There is no doubt that Nigeria’s economy faces great challenges, such as servicing its public debt. But we have cause for optimism that things can be turned around. President Tinubu’s government is showing a steadfast commitment to a prudent pro-business agenda as part of its ambition to get growth going in the economy.

It is pushing ahead with asset privatisation that is reducing the state’s fiscal burden and creating opportunities for private investments. The World Bank has estimated its forex and petrol subsidy reforms could save Nigeria N3.9 trillion ($5.1bn) this year alone.
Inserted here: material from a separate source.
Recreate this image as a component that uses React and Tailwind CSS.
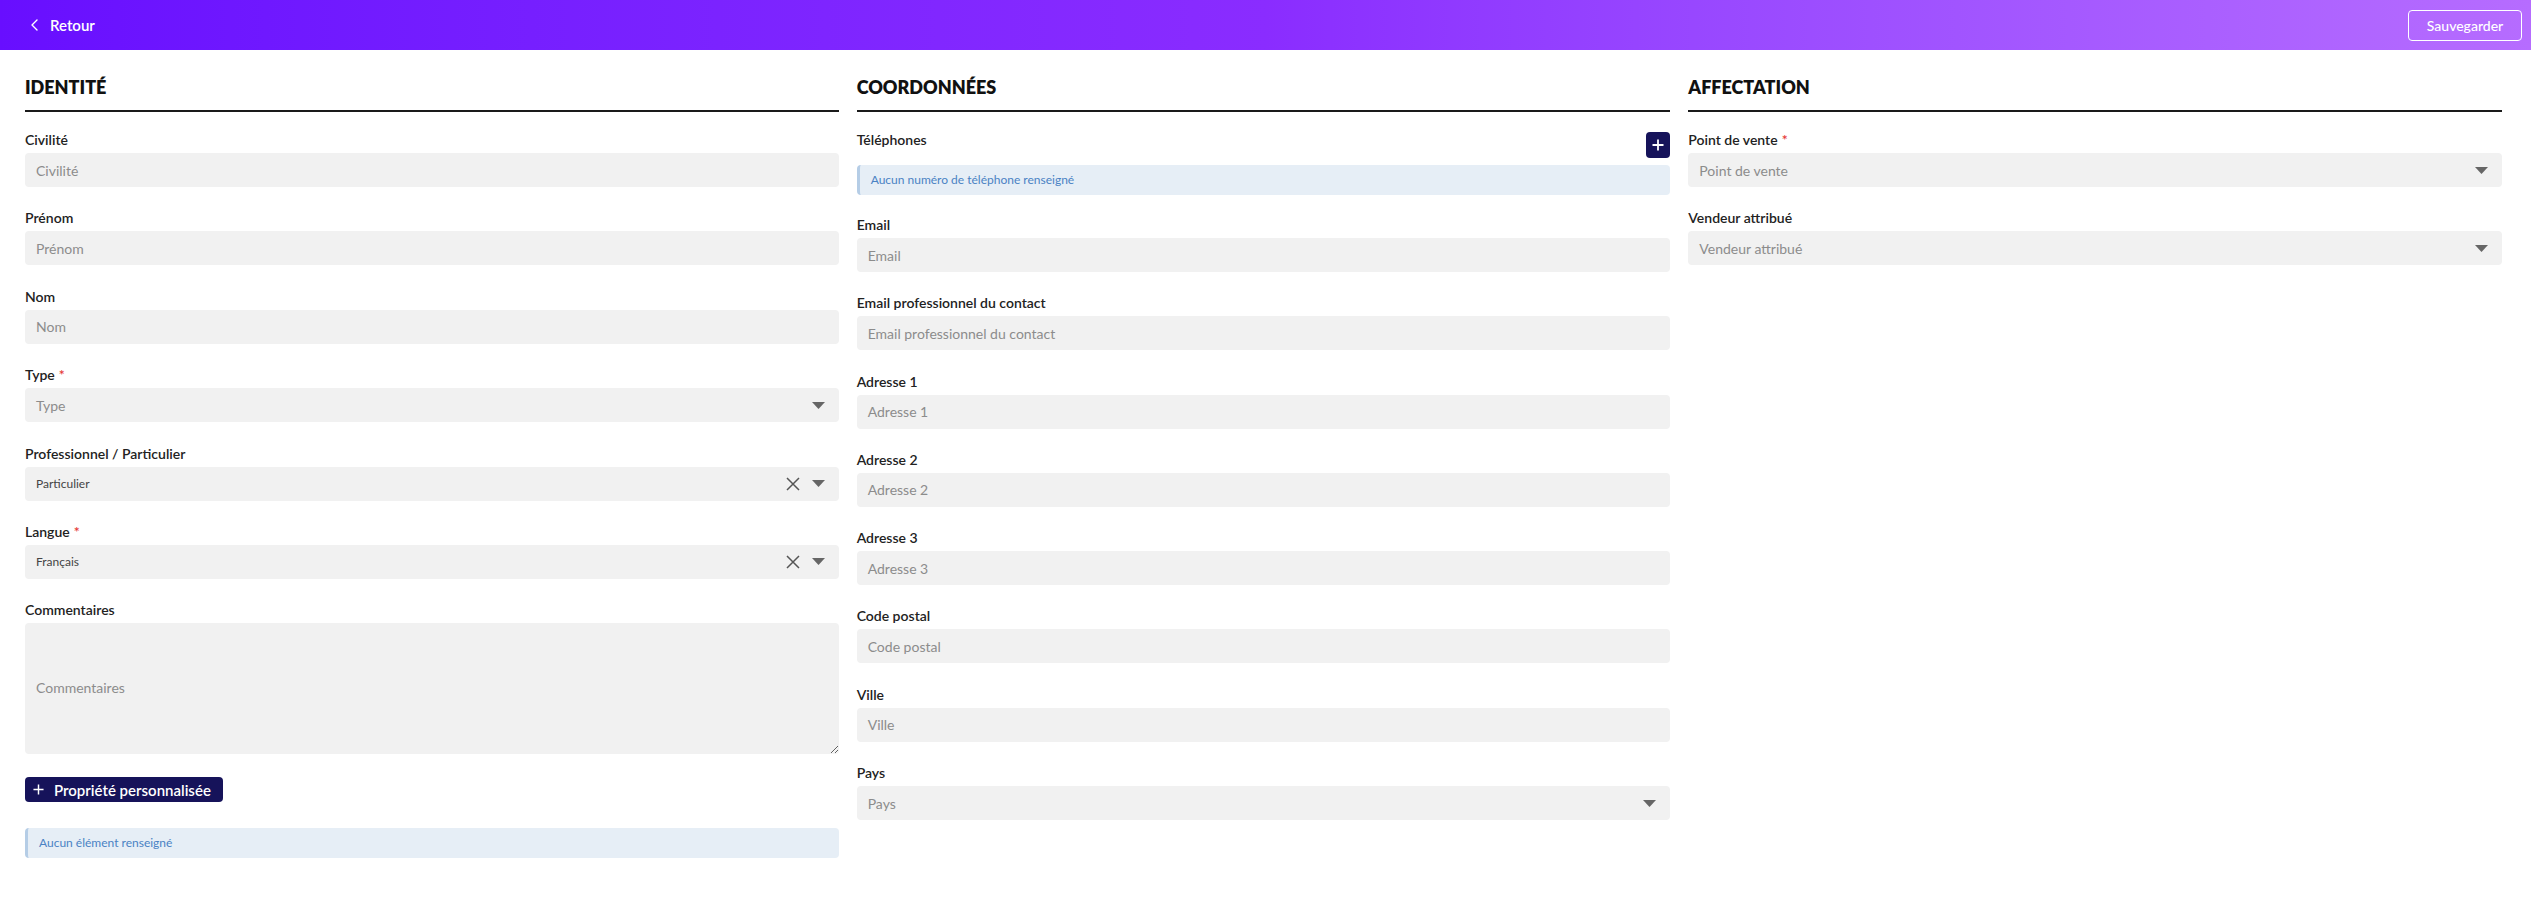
import React from "react";

const Chevron = () => (
  <svg width="12" height="14" viewBox="0 0 12 14" fill="none">
    <path d="M8 2L3 7l5 5" stroke="white" strokeWidth="1.4" strokeLinecap="round" strokeLinejoin="round" />
  </svg>
);

const Arrow = () => (
  <svg width="13" height="7" viewBox="0 0 13 7">
    <path d="M0 0h13L6.5 7z" fill="#666" />
  </svg>
);

const Cross = () => (
  <svg width="14" height="14" viewBox="0 0 14 14" fill="none">
    <path d="M1 1l12 12M13 1L1 13" stroke="#555" strokeWidth="1.5" />
  </svg>
);

const Plus = ({ size = 11, w = 1.6 }) => (
  <svg width={size} height={size} viewBox="0 0 12 12" fill="none">
    <path d="M6 0.5v11M0.5 6h11" stroke="white" strokeWidth={w} />
  </svg>
);

const Label = ({ children, required }) => (
  <div className="h-5 leading-5 text-[14px] font-semibold text-[#222] mb-[3px]">
    {children}
    {required && <span className="text-[#e53935] ml-1">*</span>}
  </div>
);

const Input = ({ label, required }) => (
  <div>
    <Label required={required}>{label}</Label>
    <div className="h-[34px] rounded bg-[#f1f1f1] flex items-center px-[11px] text-[14px] text-[#8c8c8c]">
      {label}
    </div>
  </div>
);

const Select = ({ label, required, value }) => (
  <div>
    <Label required={required}>{label}</Label>
    <div className="h-[34px] rounded bg-[#f1f1f1] flex items-center pl-[11px] pr-[14px]">
      {value ? (
        <span className="flex-1 text-[12px] text-[#444]">{value}</span>
      ) : (
        <span className="flex-1 text-[14px] text-[#8c8c8c]">{label}</span>
      )}
      {value && (
        <span className="mr-[12px] flex">
          <Cross />
        </span>
      )}
      <Arrow />
    </div>
  </div>
);

const Info = ({ children }) => (
  <div className="h-[30px] rounded bg-[#e6eef6] border-l-[3px] border-[#b5cde6] flex items-center pl-[11px] text-[12px] text-[#4a82c4]">
    {children}
  </div>
);

const Heading = ({ children }) => (
  <div className="h-6 leading-6 text-[18px] font-extrabold text-[#111] uppercase pb-[11px] border-b-2 border-[#1a1a1a] box-content mb-[18px]">
    {children}
  </div>
);

export default function App() {
  return (
    <div className="min-h-screen bg-white" style={{ fontFamily: "Lato, 'Noto Sans', sans-serif" }}>
      <header className="h-[50px] bg-gradient-to-r from-[#680eff] via-[#8a2cff] to-[#b66cff] flex items-center justify-between pl-[29px] pr-[9px]">
        <button className="flex items-center gap-[9px] text-white text-[15px] font-semibold">
          <Chevron />
          Retour
        </button>
        <button className="h-[31px] w-[114px] rounded border border-white text-white text-[14px] font-medium">
          Sauvegarder
        </button>
      </header>

      <main className="grid grid-cols-3 gap-x-[18px] pl-[25px] pr-[29px] pt-[25px]">
        {/* Identité */}
        <section>
          <Heading>Identité</Heading>
          <div className="flex flex-col gap-[21.4px]">
            <Input label="Civilité" />
            <Input label="Prénom" />
            <Input label="Nom" />
            <Select label="Type" required />
            <Select label="Professionnel / Particulier" value="Particulier" />
            <Select label="Langue" required value="Français" />
            <div>
              <Label>Commentaires</Label>
              <textarea
                placeholder="Commentaires"
                className="block w-full h-[131px] rounded bg-[#f1f1f1] px-[11px] pt-[55px] leading-5 text-[14px] placeholder:text-[#8c8c8c] resize-y outline-none"
              />
            </div>
          </div>
          <button className="mt-[23px] h-[25px] pl-[8px] pr-[12px] rounded bg-[#16135a] text-white text-[15px] font-semibold flex items-center gap-[10px]">
            <Plus />
            Propriété personnalisée
          </button>
          <div className="mt-[26px]">
            <Info>Aucun élément renseigné</Info>
          </div>
        </section>

        {/* Coordonnées */}
        <section>
          <Heading>Coordonnées</Heading>
          <div className="flex items-start justify-between">
            <div className="h-5 leading-5 text-[14px] font-semibold text-[#222]">Téléphones</div>
            <button className="mt-[2px] w-[24px] h-[26px] rounded bg-[#16135a] flex items-center justify-center">
              <Plus size={12} w={1.8} />
            </button>
          </div>
          <div className="mt-[7px]">
            <Info>Aucun numéro de téléphone renseigné</Info>
          </div>
          <div className="mt-[20px] flex flex-col gap-[21.3px]">
            <Input label="Email" />
            <Input label="Email professionnel du contact" />
            <Input label="Adresse 1" />
            <Input label="Adresse 2" />
            <Input label="Adresse 3" />
            <Input label="Code postal" />
            <Input label="Ville" />
            <Select label="Pays" />
          </div>
        </section>

        {/* Affectation */}
        <section>
          <Heading>Affectation</Heading>
          <div className="flex flex-col gap-[21.4px]">
            <Select label="Point de vente" required />
            <Select label="Vendeur attribué" />
          </div>
        </section>
      </main>
    </div>
  );
}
A win-win situation for Nigeria

The Nigerian economy is opening up to new opportunities, ideas and investment in the global marketplace.  By allowing market forces to determine the exchange rate, Nigeria has taken a notable step to achieving a more stable currency valuation.

Growing investor confidence is a win-win. It will show the world how attractive Nigeria – and the wider continent – is as a place to do business. It will also benefit Nigerian businesses, especially financial service providers like the fintech industry, through increased capital inflows and knowledge sharing.

Nigeria has the fundamental assets to ensure its success as a modern economy – none greater than its people. They are naturally dynamic, ambitious and entrepreneurial. They are among the youngest in the world and want to seize the opportunities of the future.

After many years, the clouds over the Nigerian economy are slowly starting to fade away. There is still much work to be done. But with a renewed tailwind behind us, we can aim for brighter horizons ahead for Nigeria and people across Africa.